■ PROBLEM TO WORK ON:
Please report every line from the material that contains the word "React".

■ GIVEN MATERIAL:
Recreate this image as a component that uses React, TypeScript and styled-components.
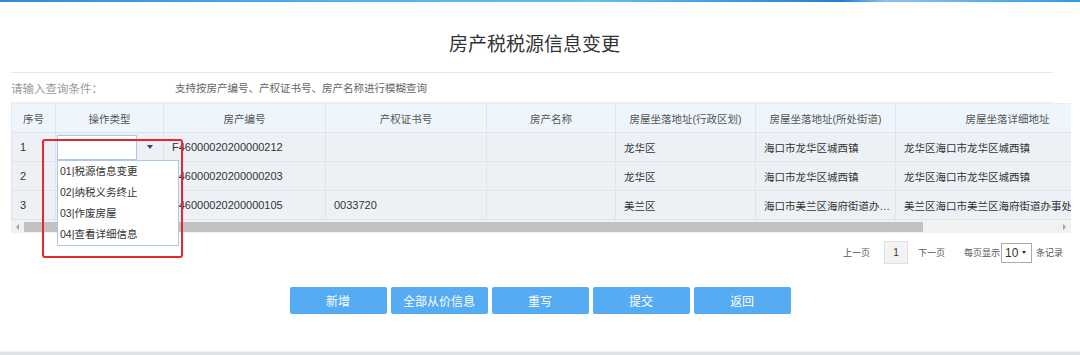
import * as React from "react"
import styled, { createGlobalStyle } from "styled-components"

const GlobalStyle = createGlobalStyle`
  html, body {
    margin: 0;
    padding: 0;
    background: #fff;
  }
  body {
    font-family: "Liberation Sans", "Noto Sans CJK SC", sans-serif;
    color: #333;
  }
`

const Page = styled.div`
  width: 1080px;
  height: 355px;
  display: flex;
  flex-direction: column;
  overflow: hidden;
`

const TopBar = styled.div`
  height: 2px;
  background: linear-gradient(
    90deg,
    #2a8de0 0%,
    #4cb1ee 30%,
    #5cc2f3 55%,
    #1f7fd6 78%,
    #8fc3ea 82%,
    #2d9be8 100%
  );
`

const Title = styled.h1`
  margin: 0 27px 0 11px;
  padding: 31px 0 15px 5px;
  font-size: 19px;
  line-height: 24px;
  font-weight: normal;
  text-align: center;
  color: #333;
  border-bottom: 1px solid #e6e6e6;
`

const QueryBar = styled.div`
  margin: 0 27px 0 11px;
  height: 29px;
  display: flex;
  align-items: center;
  border-bottom: 1px solid #f0f0f0;
`

const QueryLabel = styled.span`
  width: 164px;
  font-size: 11.5px;
  color: #9a9a9a;
`

const QueryHint = styled.span`
  font-size: 10.5px;
  color: #666;
`

const TableWrap = styled.div`
  margin-left: 11px;
  width: 1060px;
  position: relative;
  overflow-x: clip;
  overflow-y: visible;
`

const Table = styled.table`
  border-collapse: collapse;
  table-layout: fixed;
  width: 1108px;
  font-size: 10.5px;
`

const Th = styled.th`
  height: 29px;
  box-sizing: border-box;
  padding: 0 6px;
  background: #eef5fc;
  color: #555;
  font-weight: normal;
  text-align: center;
  white-space: nowrap;
  overflow: hidden;
  border: 1px solid #dfe6ee;
  border-top-color: #e9eef3;
`

const Td = styled.td<{ $select?: boolean; $code?: boolean }>`
  height: 29px;
  box-sizing: border-box;
  padding: ${(p) => (p.$select ? "0" : "0 3px 0 8px")};
  background: #edf1f6;
  color: #333;
  font-size: ${(p) => (p.$code ? "11px" : "10.5px")};
  white-space: nowrap;
  overflow: ${(p) => (p.$select ? "visible" : "hidden")};
  text-overflow: ellipsis;
  border: 1px solid #e0e5ec;
`

const SelectWrap = styled.div`
  position: relative;
  display: flex;
  align-items: center;
  height: 25px;
  margin-left: 1px;
`

const SelectInput = styled.div`
  width: 81px;
  height: 25px;
  box-sizing: border-box;
  border: 1px solid #a9c8ec;
  background: #fff;
`

const ArrowBtn = styled.div`
  width: 26px;
  height: 25px;
  display: flex;
  align-items: center;
  justify-content: center;

  &::after {
    content: "";
    border-left: 3.5px solid transparent;
    border-right: 3.5px solid transparent;
    border-top: 4px solid #2b4a7c;
  }
`

const DropList = styled.ul`
  position: absolute;
  top: 25px;
  left: 0;
  z-index: 5;
  width: 122px;
  box-sizing: border-box;
  margin: 0;
  padding: 0;
  list-style: none;
  background: #fff;
  border: 1px solid #a9c8ec;
`

const DropItem = styled.li`
  height: 21px;
  line-height: 21px;
  padding-left: 2px;
  font-size: 10.5px;
  color: #333;
`

const Marker = styled.div`
  position: absolute;
  left: -15px;
  top: 4px;
  z-index: 6;
  width: 141px;
  height: 119px;
  box-sizing: border-box;
  border: 2px solid #e8262b;
  border-radius: 3px;
  pointer-events: none;
`

const ScrollTrack = styled.div`
  margin-left: 11px;
  width: 1060px;
  height: 13px;
  background: #f1f1f1;
  display: flex;
  align-items: center;
`

const ScrollArrow = styled.div<{ $dir: "left" | "right" }>`
  width: 13px;
  height: 13px;
  display: flex;
  align-items: center;
  justify-content: center;

  &::after {
    content: "";
    border-top: 3px solid transparent;
    border-bottom: 3px solid transparent;
    ${(p) =>
      p.$dir === "left"
        ? "border-right: 3px solid #a3a3a3;"
        : "border-left: 3px solid #a3a3a3;"}
  }
`

const ScrollThumb = styled.div`
  width: 899px;
  height: 10px;
  background: #c1c1c1;
`

const ScrollSpace = styled.div`
  flex: 1;
`

const Pager = styled.div`
  margin-top: 8px;
  height: 23px;
  padding-right: 17px;
  display: flex;
  align-items: center;
  justify-content: flex-end;
  font-size: 9px;
  color: #555;
`

const PageLink = styled.span``

const PageNum = styled.span`
  width: 24px;
  height: 23px;
  margin: 0 10px 0 14px;
  box-sizing: border-box;
  display: flex;
  align-items: center;
  justify-content: center;
  border: 1px solid #e2e2e2;
  background: #f3f3f3;
  font-size: 10px;
  color: #333;
`

const SizeLabel = styled.span`
  margin-left: 19px;
`

const SizeSelect = styled.span`
  width: 31px;
  height: 20px;
  margin: 0 4px 0 1px;
  box-sizing: border-box;
  display: flex;
  align-items: center;
  gap: 4px;
  padding-left: 3px;
  border: 1px solid #aaa;
  font-size: 12px;
  color: #333;

  &::after {
    content: "";
    border-left: 2.5px solid transparent;
    border-right: 2.5px solid transparent;
    border-top: 3.5px solid #333;
  }
`

const Actions = styled.div`
  margin-top: 23px;
  display: flex;
  justify-content: center;
  gap: 4px;
`

const ActionButton = styled.button`
  width: 97px;
  height: 27px;
  border: none;
  border-radius: 2px;
  background: #55acf3;
  color: #fff;
  font-family: "Liberation Sans", "Noto Sans CJK SC", sans-serif;
  font-size: 12px;
  padding: 0;
`

const Footer = styled.div`
  margin-top: auto;
  height: 3px;
  border-top: 1px solid #eef0f3;
  background: #dfe3e8;
`

const columns = [
  { title: "序号", width: 44 },
  { title: "操作类型", width: 108 },
  { title: "房产编号", width: 162 },
  { title: "产权证书号", width: 161 },
  { title: "房产名称", width: 129 },
  { title: "房屋坐落地址(行政区划)", width: 140 },
  { title: "房屋坐落地址(所处街道)", width: 140 },
  { title: "房屋坐落详细地址", width: 224 },
]

const rows = [
  ["1", "F46000020200000212", "", "", "龙华区", "海口市龙华区城西镇", "龙华区海口市龙华区城西镇"],
  ["2", "F46000020200000203", "", "", "龙华区", "海口市龙华区城西镇", "龙华区海口市龙华区城西镇"],
  ["3", "F46000020200000105", "0033720", "", "美兰区", "海口市美兰区海府街道办事处", "美兰区海口市美兰区海府街道办事处"],
]

const options = ["01|税源信息变更", "02|纳税义务终止", "03|作废房屋", "04|查看详细信息"]

const buttons = ["新增", "全部从价信息", "重写", "提交", "返回"]

const App = () => (
  <Page>
    <GlobalStyle />
    <TopBar />
    <Title>房产税税源信息变更</Title>
    <QueryBar>
      <QueryLabel>请输入查询条件：</QueryLabel>
      <QueryHint>支持按房产编号、产权证书号、房产名称进行模糊查询</QueryHint>
    </QueryBar>
    <TableWrap>
      <Table>
        <colgroup>
          {columns.map((c) => (
            <col key={c.title} style={{ width: c.width }} />
          ))}
        </colgroup>
        <thead>
          <tr>
            {columns.map((c) => (
              <Th key={c.title}>{c.title}</Th>
            ))}
          </tr>
        </thead>
        <tbody>
          {rows.map((r, i) => (
            <tr key={r[0]}>
              <Td $code>{r[0]}</Td>
              <Td $select>
                {i === 0 && (
                  <SelectWrap>
                    <SelectInput />
                    <ArrowBtn />
                    <DropList>
                      {options.map((o) => (
                        <DropItem key={o}>{o}</DropItem>
                      ))}
                    </DropList>
                    <Marker />
                  </SelectWrap>
                )}
              </Td>
              {r.slice(1).map((v, j) => (
                <Td key={j} $code={j < 2}>
                  {v}
                </Td>
              ))}
            </tr>
          ))}
        </tbody>
      </Table>
    </TableWrap>
    <ScrollTrack>
      <ScrollArrow $dir="left" />
      <ScrollThumb />
      <ScrollSpace />
      <ScrollArrow $dir="right" />
    </ScrollTrack>
    <Pager>
      <PageLink>上一页</PageLink>
      <PageNum>1</PageNum>
      <PageLink>下一页</PageLink>
      <SizeLabel>每页显示</SizeLabel>
      <SizeSelect>10</SizeSelect>
      <span>条记录</span>
    </Pager>
    <Actions>
      {buttons.map((b) => (
        <ActionButton key={b}>{b}</ActionButton>
      ))}
    </Actions>
    <Footer />
  </Page>
)

export default App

■ FULL OUTPUT:
Recreate this image as a component that uses React, TypeScript and styled-components.
import * as React from "react"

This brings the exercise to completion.